Furthermore, callbacks were considered as the only possible link between two messages (received & published). Nodes might deal with callbacks and message publishing separately, e.g. when publishing at a fixed rate independently of the received messages. In the same sense, message flows do not have to be linear! In other words, one incoming message can turn into multiple outgoing messages.

Also, Trace Compass can easily aggregate traces from multiple hosts. This is very relevant for robotics systems, and thus would be a great avenue to explore.

Finally, as mentioned previously, the message flow analysis could be extended to provide a critical path analysis.

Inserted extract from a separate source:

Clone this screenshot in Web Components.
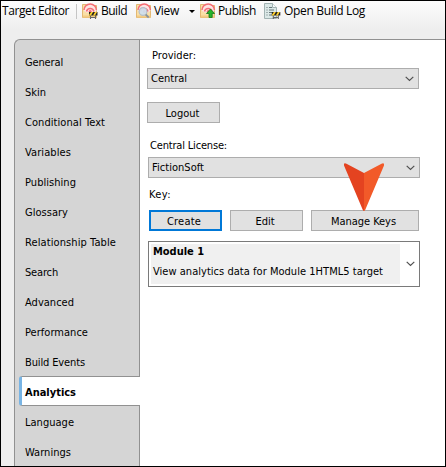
<!DOCTYPE html>
<html lang="en"><head><meta charset="utf-8"><title>Target Editor</title>
<style>html,body{margin:0;width:446px;height:467px;overflow:hidden}</style></head><body>
<target-editor></target-editor>
<script>
const define=(name,html,setup)=>customElements.define(name,class extends HTMLElement{
  connectedCallback(){
    if(this.shadowRoot)return;
    this.attachShadow({mode:'open'}).innerHTML=html;
    if(setup)setup(this,this.shadowRoot);
  }
});
// Tracks a single line of text so that it fills the width in its "w" attribute.
define('ui-text','<style>:host{display:inline-block;white-space:pre;flex:none}span{display:inline-block}</style><span></span>',(el,r)=>{
  const s=r.querySelector('span');s.textContent=el.getAttribute('t');
  const w=+el.getAttribute('w');
  const n=s.getBoundingClientRect().width;
  s.style.letterSpacing=((w-n)/s.textContent.length)+'px';
  el.style.width=w+'px';
});
const folder='<path d="M.5 1.500h4l1 1h9v12H.5z" fill="#f9dfa6" stroke="#e3b873"/><path d="M1 12.500h13.500v2H1z" fill="#f3cc85"/><path d="M2 8a6.200 6.500 0 0 1 12.400 0L12 9.500H4.500z" fill="#fde3e3"/><path d="M2 7a6.200 6 0 0 1 12.400 0M4.500 8.500a3.800 3.800 0 0 1 7.400 0" fill="none" stroke="#f56c76" stroke-width="1.500"/><circle cx="8.200" cy="8.500" r="1.500" fill="#f56c76"/>';
const barrier='<path d="M8.500 12.500v3.500M13.500 12.500v3.500M8 14.500h6" stroke="#666" fill="none" stroke-width="1.100"/><path d="M7 9h8.500v3.500H7z" fill="#222"/><path d="M7 12l2-3h2L9 12.500H7zM11 12.500L13 9h2l-2 3.500z" fill="#ffd22e"/>';
const icons={
 build:folder+barrier,
 view:folder+'<circle cx="7" cy="8.500" r="3.900" fill="#cfe0ed" fill-opacity=".93" stroke="#b4bfc9" stroke-width="1.200"/><path d="M9.700 11.500l3 3" stroke="#8c949c" stroke-width="1.800"/>',
 publish:folder+'<path d="M10.500 6l4 4.500h-2.300V14.500H9v-4H6.500z" fill="#27b52b" stroke="#14791a" stroke-width=".8"/>',
 log:'<path d="M.5.500h8l4 4v11H.5z" fill="#dbe8e7" stroke="#a2b3b3"/><path d="M8.500.500v4h4" fill="#f7fbfb" stroke="#a2b3b3"/><path d="M2.500 4.500h1M5 4.500h3M2.500 7h1M5 7h5M2.500 9.500h1M5 9.500h3M2.500 12h1M5 12h3" stroke="#68797b"/><g transform="translate(.8 0)">'+barrier+'</g>'
};
define('tool-icon','<style>:host{display:block;flex:none;width:17px;height:17px}svg{display:block;overflow:visible}</style><svg width="16" height="16" viewBox="0 0 16 16"></svg>',(el,r)=>{r.querySelector('svg').innerHTML=icons[el.getAttribute('name')]});
define('tool-bar',`<style>
:host{display:flex;align-items:flex-start;height:38px;background:linear-gradient(#fcfcfc,#eee 28px);font:12px/16px "Open Sans",sans-serif;color:#000}
ui-text{margin-top:2px}tool-icon{margin-top:2px}
.sep{width:1px;height:15px;margin:3px 5px 0 7px;background:#c5c5c5}
.drop{width:0;height:0;border:3px solid transparent;border-top-color:#000;border-bottom:0;margin:9px 5px 0 10px}
</style><ui-text t="Target Editor" w="67" style="margin-left:1px"></ui-text><div class="sep"></div>
<tool-icon name="build"></tool-icon><ui-text t="Build" w="26" style="margin-left:2px"></ui-text>
<tool-icon name="view" style="margin-left:9px"></tool-icon><ui-text t="View" w="25" style="margin-left:1px"></ui-text><div class="drop"></div>
<tool-icon name="publish"></tool-icon><ui-text t="Publish" w="38" style="margin-left:1px"></ui-text>
<tool-icon name="log" style="margin-left:8px"></tool-icon><ui-text t="Open Build Log" w="81" style="margin-left:3px"></ui-text>`);
define('side-tabs',`<style>
:host{display:block;box-sizing:border-box;width:126px;height:427px;flex:none;overflow:hidden;border:solid #919191;border-width:1px 0 0 1px;border-radius:6px 0 0 0;background:#d5d5d5}
.item{display:flex;align-items:center;box-sizing:border-box;height:30px;padding:4px 0 0 10px;border-right:1px solid #919191}
.pad{height:6px;border-right:1px solid #919191}
.active{margin-left:4px;padding:4px 0 0 3px;background:#fff;border:solid #919191;border-width:1px 0;border-left:3px solid #78b4e4;border-radius:3px 0 0 3px;font-weight:bold}
</style><div class="pad"></div><div class="list"></div>`,(el,r)=>{
 const items=[['General',38],['Skin',21],['Conditional Text',80],['Variables',46],['Publishing',51],['Glossary',43],['Relationship Table',91],['Search',33],['Advanced',49],['Performance',63],['Build Events',60],['Analytics',51],['Language',49],['Warnings',46]];
 r.querySelector('.list').innerHTML=items.map(([t,w])=>`<div class="item ${t=='Analytics'?'active':''}"><ui-text t="${t}" w="${w}"></ui-text></div>`).join('');
});
define('chevron-icon','<style>:host{display:block;margin-left:auto;flex:none}svg{display:block}</style><svg width="9" height="6" viewBox="0 0 9 6"><path d="M.7.900l3.800 3.600L8.300.900" fill="none" stroke="#505050" stroke-width="1.200"/></svg>');
define('select-box','<style>:host{display:flex;align-items:center;box-sizing:border-box;width:272px;height:21px;padding:0 4px 0 3px;border:1px solid #adadad;background:#e1e1e1}</style><slot></slot><chevron-icon></chevron-icon>');
define('push-button','<style>:host{display:flex;align-items:center;justify-content:center;box-sizing:border-box;width:73px;height:21px;padding-top:1px;border:1px solid #adadad;background:#e1e1e1}:host([focused]){border:2px solid #0078d7}</style><slot></slot>');
define('module-box',`<style>:host{display:flex;align-items:center;box-sizing:border-box;width:272px;height:46px;padding:2px 4px 2px 2px;border:1px solid #7a7a7a;background:#fff}
.info{box-sizing:border-box;width:249px;height:40px;padding:1px 0 0 2px;background:#f0f0f0;display:flex;flex-direction:column;line-height:14px}
.title{font-weight:bold}.desc{margin-top:6px}</style>
<div class="info"><ui-text class="title" t="Module 1" w="51"></ui-text><ui-text class="desc" t="View analytics data for Module 1HTML5 target" w="230"></ui-text></div><chevron-icon></chevron-icon>`);
define('analytics-panel',`<style>
:host{display:flex;flex-direction:column;box-sizing:border-box;flex:1;height:427px;border-top:1px solid #919191;background:#fff;padding:9px 0 0 8px;line-height:13px}
.row{display:flex;gap:8px;margin:9px 0 0 1px}
</style>
<ui-text t="Provider:" w="44" style="margin-left:4px"></ui-text>
<select-box style="margin:6px 0 0 -1px"><ui-text t="Central" w="43" style="margin-left:-1px"></ui-text></select-box>
<push-button style="margin:13px 0 0 -1px"><ui-text t="Logout" w="34" style="margin-right:2px"></ui-text></push-button>
<ui-text t="Central License:" w="77" style="margin:16px 0 0 2px"></ui-text>
<select-box style="margin-top:5px"><ui-text t="FictionSoft" w="52"></ui-text></select-box>
<ui-text t="Key:" w="22" style="margin:10px 0 0 1px"></ui-text>
<div class="row"><push-button focused><ui-text t="Create" w="34" style="margin-right:3px"></ui-text></push-button><push-button><ui-text t="Edit" w="19" style="margin-right:3px"></ui-text></push-button><push-button style="width:108px"><ui-text t="Manage Keys" w="65" style="margin-right:3px"></ui-text></push-button></div>
<module-box style="margin-top:10px"></module-box>`.replace('w="43" style="margin-left:-1px"','w="36"'));
define('callout-arrow','<style>:host{position:absolute;left:342px;top:161px}svg{display:block}</style><svg width="42" height="50" viewBox="0 0 42 50"><path d="M21 11L3.500 1.700Q.3.500 1 3.500L19.200 46.500Q20 49 21 49z" fill="#e44320"/><path d="M21 11L38.500 1.700Q41.700.500 41 3.500L22.800 46.500Q22 49 21 49z" fill="#f25a29"/></svg>');
define('target-editor',`<style>
:host{display:block;position:relative;box-sizing:border-box;width:446px;height:467px;border:1px solid #000;overflow:hidden;background:#eee;color:#000;font:11px/14px "DejaVu Sans Condensed","DejaVu Sans",sans-serif}
.body{display:flex;padding-left:13px}
</style><tool-bar></tool-bar><div class="body"><side-tabs></side-tabs><analytics-panel></analytics-panel></div><callout-arrow></callout-arrow>`);
</script></body></html>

This would provide more information about what actually happened while a message was waiting in a queue.

Acknowledgements

This project was done as part of the UPIR program for undergraduate research at Polytechnique Montréal, and was supervised by Michel Dagenais. I thank him for his great input!

I would also like to thank Matthew Khouzam and Geneviève Bastien for their help and advice, and Ingo Lütkebohle for his commentary on the need for tracing in robotics.

References

[1] C. S. V. Gutiérrez, L. U. S. Juan, I. Z. Ugarte, and V. M. Vilches, “Real-time Linux communications: an evaluation of the Linux communication stack for real-time robotic applications,” arXiv:1808.10821 [cs], Aug. 2018.
[2] C. S. V. Gutiérrez, L. U. S. Juan, I. Z. Ugarte, I. M. Goenaga, L. A. Kirschgens, and V. M. Vilches, “Time Synchronization in modular collaborative robots,” arXiv:1809.07295 [cs], Sep. 2018.
[3] C. S. V. Gutiérrez, L. U. S. Juan, I. Z. Ugarte, and V. M. Vilches, “Time-Sensitive Networking for robotics,” arXiv:1804.07643 [cs], Apr. 2018.
[4] C. S. V. Gutiérrez, L. U. S. Juan, I. Z. Ugarte, and V. M. Vilches, “Towards a distributed and real-time framework for robots: Evaluation of ROS 2.0 communications for real-time robotic applications,” arXiv:1809.02595 [cs], Sep. 2018.
[5] Y.-P. Wang, W. Tan, X.-Q. Hu, D. Manocha, and S.-M. Hu, “TZC: Efficient Inter-Process Communication for Robotics Middleware with Partial Serialization,” arXiv:1810.00556 [cs], Oct. 2018.
[6] F. Giraldeau and M. Dagenais, “Wait Analysis of Distributed Systems Using Kernel Tracing,” IEEE Transactions on Parallel and Distributed Systems, vol. 27, no. 8, pp. 2450–2461, Aug. 2016.
[7] F. Doray and M. Dagenais, “Diagnosing Performance Variations by Comparing Multi-Level Execution Traces,” IEEE Transactions on Parallel and Distributed Systems, pp. 1–1, 2016.
[8] P.-M. Fournier and M. R. Dagenais, “Analyzing blocking to debug performance problems on multi-core systems,” ACM SIGOPS Operating Systems Review, vol. 44, no. 2, p. 77, Apr. 2010.
[9] C.-Q. Yang and B. P. Miller, “Critical path analysis for the execution of parallel and distributed programs,” in [1988] Proceedings. The 8th International Conference on Distributed, San Jose, CA, USA, 1988, pp. 366–373.